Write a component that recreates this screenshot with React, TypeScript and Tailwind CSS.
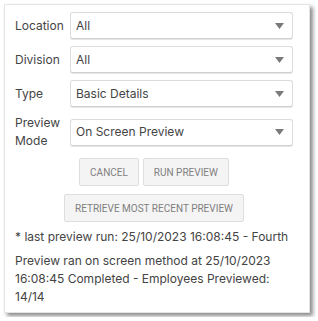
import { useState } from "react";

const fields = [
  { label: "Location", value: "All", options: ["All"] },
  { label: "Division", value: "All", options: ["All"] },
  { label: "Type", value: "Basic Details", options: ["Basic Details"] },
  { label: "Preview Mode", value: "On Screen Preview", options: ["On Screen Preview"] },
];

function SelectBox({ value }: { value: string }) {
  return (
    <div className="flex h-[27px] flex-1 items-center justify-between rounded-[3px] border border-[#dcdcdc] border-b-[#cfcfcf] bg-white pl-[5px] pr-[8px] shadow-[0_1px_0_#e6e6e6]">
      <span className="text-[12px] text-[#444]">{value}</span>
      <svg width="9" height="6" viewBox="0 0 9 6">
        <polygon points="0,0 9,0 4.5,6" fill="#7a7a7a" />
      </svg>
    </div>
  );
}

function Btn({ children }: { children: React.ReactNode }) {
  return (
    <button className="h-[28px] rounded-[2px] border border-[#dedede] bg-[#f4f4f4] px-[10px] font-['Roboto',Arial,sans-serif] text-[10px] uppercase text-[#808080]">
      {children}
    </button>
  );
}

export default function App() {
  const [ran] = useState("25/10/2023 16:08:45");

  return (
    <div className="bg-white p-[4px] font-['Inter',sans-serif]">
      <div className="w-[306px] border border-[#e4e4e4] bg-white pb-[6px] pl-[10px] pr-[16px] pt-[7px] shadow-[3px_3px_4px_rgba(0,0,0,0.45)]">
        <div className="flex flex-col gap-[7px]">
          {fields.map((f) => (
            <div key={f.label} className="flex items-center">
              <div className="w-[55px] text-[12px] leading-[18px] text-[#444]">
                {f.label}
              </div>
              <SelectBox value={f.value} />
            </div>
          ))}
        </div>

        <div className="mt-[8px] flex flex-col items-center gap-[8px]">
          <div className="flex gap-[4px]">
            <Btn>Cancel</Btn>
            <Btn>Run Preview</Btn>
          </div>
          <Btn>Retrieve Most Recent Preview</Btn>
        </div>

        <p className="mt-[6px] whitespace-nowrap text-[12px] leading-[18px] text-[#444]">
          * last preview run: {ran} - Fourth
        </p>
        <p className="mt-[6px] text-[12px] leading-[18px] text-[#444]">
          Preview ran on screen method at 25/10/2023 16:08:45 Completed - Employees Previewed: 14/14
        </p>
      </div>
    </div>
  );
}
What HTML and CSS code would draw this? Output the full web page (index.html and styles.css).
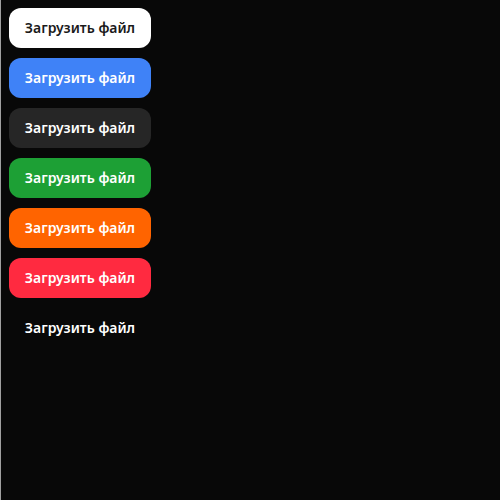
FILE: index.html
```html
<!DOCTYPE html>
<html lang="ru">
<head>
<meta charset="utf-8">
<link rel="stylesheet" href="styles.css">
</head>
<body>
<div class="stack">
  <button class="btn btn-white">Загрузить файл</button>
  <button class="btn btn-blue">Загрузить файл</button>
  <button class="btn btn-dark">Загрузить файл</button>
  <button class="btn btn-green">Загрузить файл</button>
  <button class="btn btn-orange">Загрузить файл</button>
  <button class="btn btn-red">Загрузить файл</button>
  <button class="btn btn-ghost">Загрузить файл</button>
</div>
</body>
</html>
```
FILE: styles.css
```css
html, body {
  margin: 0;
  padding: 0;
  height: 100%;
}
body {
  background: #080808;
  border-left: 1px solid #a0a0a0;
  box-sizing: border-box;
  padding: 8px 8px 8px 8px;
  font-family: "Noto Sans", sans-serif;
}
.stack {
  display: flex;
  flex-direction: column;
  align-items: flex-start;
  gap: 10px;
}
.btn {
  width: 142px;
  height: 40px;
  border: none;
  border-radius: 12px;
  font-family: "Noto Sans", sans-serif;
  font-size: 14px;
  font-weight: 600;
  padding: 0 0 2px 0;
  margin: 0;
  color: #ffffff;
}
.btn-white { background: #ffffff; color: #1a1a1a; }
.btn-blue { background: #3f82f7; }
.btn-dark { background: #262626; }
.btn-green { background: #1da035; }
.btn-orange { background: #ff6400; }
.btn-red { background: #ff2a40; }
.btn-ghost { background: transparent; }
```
========
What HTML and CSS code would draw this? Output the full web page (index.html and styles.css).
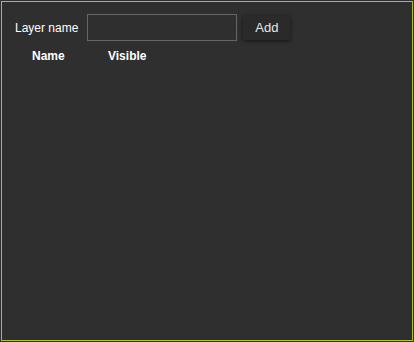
========
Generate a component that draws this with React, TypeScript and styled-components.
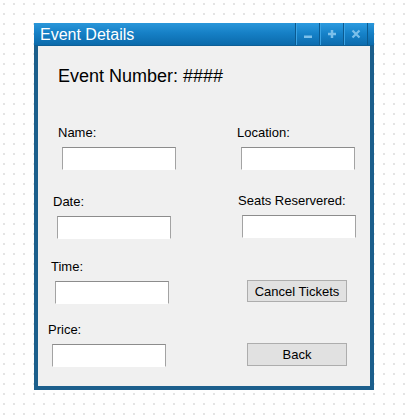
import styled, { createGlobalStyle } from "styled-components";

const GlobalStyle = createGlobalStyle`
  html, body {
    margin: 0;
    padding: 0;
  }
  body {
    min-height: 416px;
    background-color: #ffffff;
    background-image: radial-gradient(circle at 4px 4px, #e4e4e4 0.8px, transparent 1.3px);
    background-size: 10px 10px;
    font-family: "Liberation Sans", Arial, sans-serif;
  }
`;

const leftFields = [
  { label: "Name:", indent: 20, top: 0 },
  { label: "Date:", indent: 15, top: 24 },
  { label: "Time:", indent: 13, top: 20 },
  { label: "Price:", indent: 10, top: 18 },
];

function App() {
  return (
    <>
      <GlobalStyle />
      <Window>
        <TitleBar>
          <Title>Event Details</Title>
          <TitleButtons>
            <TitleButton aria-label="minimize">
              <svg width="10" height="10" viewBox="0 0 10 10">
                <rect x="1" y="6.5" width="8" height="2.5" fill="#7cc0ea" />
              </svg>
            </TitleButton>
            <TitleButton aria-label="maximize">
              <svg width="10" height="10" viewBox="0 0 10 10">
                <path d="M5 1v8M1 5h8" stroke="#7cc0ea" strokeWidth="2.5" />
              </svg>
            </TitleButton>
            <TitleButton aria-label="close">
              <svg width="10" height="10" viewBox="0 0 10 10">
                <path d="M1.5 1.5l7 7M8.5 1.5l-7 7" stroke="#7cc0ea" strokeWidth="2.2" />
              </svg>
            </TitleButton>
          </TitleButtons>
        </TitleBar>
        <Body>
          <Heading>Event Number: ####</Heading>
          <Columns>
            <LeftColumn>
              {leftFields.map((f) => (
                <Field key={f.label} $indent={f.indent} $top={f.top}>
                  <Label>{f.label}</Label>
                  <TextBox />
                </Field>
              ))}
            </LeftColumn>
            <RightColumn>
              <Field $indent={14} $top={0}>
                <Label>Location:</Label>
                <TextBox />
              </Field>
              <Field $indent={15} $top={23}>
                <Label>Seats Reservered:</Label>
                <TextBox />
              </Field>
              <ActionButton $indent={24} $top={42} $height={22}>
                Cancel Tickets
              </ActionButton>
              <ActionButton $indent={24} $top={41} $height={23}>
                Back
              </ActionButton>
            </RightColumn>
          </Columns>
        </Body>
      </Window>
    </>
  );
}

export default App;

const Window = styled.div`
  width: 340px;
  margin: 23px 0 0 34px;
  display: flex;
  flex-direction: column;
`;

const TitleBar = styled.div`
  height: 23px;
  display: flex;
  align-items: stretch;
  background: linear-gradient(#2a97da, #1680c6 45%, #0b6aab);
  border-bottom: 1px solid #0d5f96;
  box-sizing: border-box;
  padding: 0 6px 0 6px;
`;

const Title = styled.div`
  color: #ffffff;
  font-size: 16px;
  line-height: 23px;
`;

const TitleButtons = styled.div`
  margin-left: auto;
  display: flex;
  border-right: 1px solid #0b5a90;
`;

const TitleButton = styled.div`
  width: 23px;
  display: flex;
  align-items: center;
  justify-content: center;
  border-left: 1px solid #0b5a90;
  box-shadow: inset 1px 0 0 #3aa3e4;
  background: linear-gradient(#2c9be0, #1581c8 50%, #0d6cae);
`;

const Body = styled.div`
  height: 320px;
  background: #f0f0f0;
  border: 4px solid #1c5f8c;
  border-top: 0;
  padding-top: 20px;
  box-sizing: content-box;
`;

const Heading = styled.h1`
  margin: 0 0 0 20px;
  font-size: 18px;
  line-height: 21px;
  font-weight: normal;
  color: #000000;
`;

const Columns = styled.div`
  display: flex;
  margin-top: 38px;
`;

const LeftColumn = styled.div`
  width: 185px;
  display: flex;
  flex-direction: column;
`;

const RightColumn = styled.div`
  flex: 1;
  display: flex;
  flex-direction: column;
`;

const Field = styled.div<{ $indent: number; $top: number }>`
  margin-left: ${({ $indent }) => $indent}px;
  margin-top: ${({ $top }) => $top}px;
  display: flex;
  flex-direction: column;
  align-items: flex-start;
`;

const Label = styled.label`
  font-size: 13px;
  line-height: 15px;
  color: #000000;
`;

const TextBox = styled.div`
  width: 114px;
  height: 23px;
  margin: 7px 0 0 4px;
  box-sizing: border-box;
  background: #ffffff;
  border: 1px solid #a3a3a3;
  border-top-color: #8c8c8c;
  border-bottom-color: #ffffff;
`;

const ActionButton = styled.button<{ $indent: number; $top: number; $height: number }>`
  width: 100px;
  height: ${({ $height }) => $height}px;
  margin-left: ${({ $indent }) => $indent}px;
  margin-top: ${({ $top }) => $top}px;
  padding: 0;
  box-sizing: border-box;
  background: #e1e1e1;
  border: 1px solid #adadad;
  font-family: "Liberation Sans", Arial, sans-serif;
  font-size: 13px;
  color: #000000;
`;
========
_Directions_
Using the records above, find and show each line with the string "components".

_Exercise output_
Generate a component that draws this with React, TypeScript and styled-components.
import styled, { createGlobalStyle } from "styled-components";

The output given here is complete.